A way to use "aggregator" (custom counter) within Combine step? - google-cloud-dataflow

My team uses a lot of aggregators (custom counters) for many of dataflow pipelines we use for monitoring and analysis purposes.
We mostly write DoFn classes to do so, but we sometimes use Combine.perKey(), by writing our own combine class that implements SerializableFunction<Iterable<T>, S> (usually in our case, T and S are the same). Some of the jobs we run have a small fraction of very hot keys, and we are looking to utilize some of the features offered by Combine (such as hot key fanout), but there is one issue with this approach.
It appears that aggregators are only available within DoFn, and I am wondering if there is a way around this, or this is a likely feature to be added in the future. Mostly, we use a bunch of custom counters to count the number of certain events/objects of different types for analysis and monitoring purposes. In some cases, we can probably apply another DoFn after the Combine step to do this, but in other cases we really need to count things during the combine process -- for instance, we want to know the distribution of objects over keys to understand how many hot keys we have and what draws the line between hot keys and very hot keys, for instance. There are a few other cases that seem tricky to us.
I searched around, but I couldn't find much resource around how one can use aggregators during the Combine step, so any help will be really appreciated!
If needed, I can perhaps describe what kind of Combine step we use and what we are trying to count, but it'll take some time and I'd like to have a general solution around this.

This is not currently possible. In the future (as part of Apache Beam) it is likely to be possible to define metrics (which are like aggregators) within a CombineFn which should address this.
In the meantime, for your use case you can do as you describe. You can have a Combine.perKey(), and then have multiple steps consuming the result -- one for your actual processing and others to report various metrics.
You could also look at the methods in CombineFns which allow creating a composed CombineFn. For instance, you could use your CombineFn and a simple Count, so that the reporting DoFn can report the number of elements in each key (consuming the Count) and the actual processing DoFn can consume the result of your CombineFn.

Related

Custom PCollectionView

There have been a number of times when I wanted to create a custom PCollectionView.

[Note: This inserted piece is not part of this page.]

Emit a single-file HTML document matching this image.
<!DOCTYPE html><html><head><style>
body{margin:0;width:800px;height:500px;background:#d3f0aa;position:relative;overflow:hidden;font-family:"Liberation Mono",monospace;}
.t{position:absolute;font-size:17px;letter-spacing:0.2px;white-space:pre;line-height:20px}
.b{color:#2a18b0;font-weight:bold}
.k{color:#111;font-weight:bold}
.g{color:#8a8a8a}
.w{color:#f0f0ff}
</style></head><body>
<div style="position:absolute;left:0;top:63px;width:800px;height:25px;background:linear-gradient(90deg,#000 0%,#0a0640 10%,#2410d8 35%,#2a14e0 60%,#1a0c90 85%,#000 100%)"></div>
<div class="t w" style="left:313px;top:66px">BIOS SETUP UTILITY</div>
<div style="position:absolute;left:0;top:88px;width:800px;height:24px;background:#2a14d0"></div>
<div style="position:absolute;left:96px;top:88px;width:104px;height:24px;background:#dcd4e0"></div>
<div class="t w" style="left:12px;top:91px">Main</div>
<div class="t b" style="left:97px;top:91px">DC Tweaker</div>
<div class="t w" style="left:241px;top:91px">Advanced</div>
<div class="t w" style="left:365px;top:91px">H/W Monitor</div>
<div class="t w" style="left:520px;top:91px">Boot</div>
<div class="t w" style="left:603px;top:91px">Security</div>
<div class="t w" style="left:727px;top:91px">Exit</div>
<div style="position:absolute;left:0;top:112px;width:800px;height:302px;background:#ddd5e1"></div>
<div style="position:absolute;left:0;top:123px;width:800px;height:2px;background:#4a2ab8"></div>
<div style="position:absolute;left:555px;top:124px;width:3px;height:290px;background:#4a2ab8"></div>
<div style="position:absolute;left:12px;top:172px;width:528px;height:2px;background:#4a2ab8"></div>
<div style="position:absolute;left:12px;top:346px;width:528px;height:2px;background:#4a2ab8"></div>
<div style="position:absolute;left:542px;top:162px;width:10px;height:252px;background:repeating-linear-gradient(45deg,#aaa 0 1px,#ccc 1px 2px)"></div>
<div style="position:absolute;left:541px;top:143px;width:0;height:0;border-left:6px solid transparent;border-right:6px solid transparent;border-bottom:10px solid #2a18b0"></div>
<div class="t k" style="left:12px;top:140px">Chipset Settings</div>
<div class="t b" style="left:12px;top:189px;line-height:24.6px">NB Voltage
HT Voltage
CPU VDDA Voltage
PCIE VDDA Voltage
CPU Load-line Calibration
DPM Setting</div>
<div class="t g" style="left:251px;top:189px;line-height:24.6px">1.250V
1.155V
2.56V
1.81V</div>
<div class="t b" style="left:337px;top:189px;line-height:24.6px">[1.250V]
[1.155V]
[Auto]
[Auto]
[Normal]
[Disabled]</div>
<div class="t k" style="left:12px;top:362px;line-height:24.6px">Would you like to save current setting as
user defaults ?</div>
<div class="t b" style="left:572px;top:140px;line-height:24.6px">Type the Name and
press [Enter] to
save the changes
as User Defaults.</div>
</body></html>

Is this possible? For now, the only workaround I have is to create a PTransform, return a PCollection, and then apply a PCollectionView.asSingleton() transform, but I've noticed (at least several months ago) that this is much slower than running a native PCollectionView transform, such as View.AsList(). And since I'll be calling this PCollectionView method millions of times, it makes a difference if it takes a few milliseconds vs say a second.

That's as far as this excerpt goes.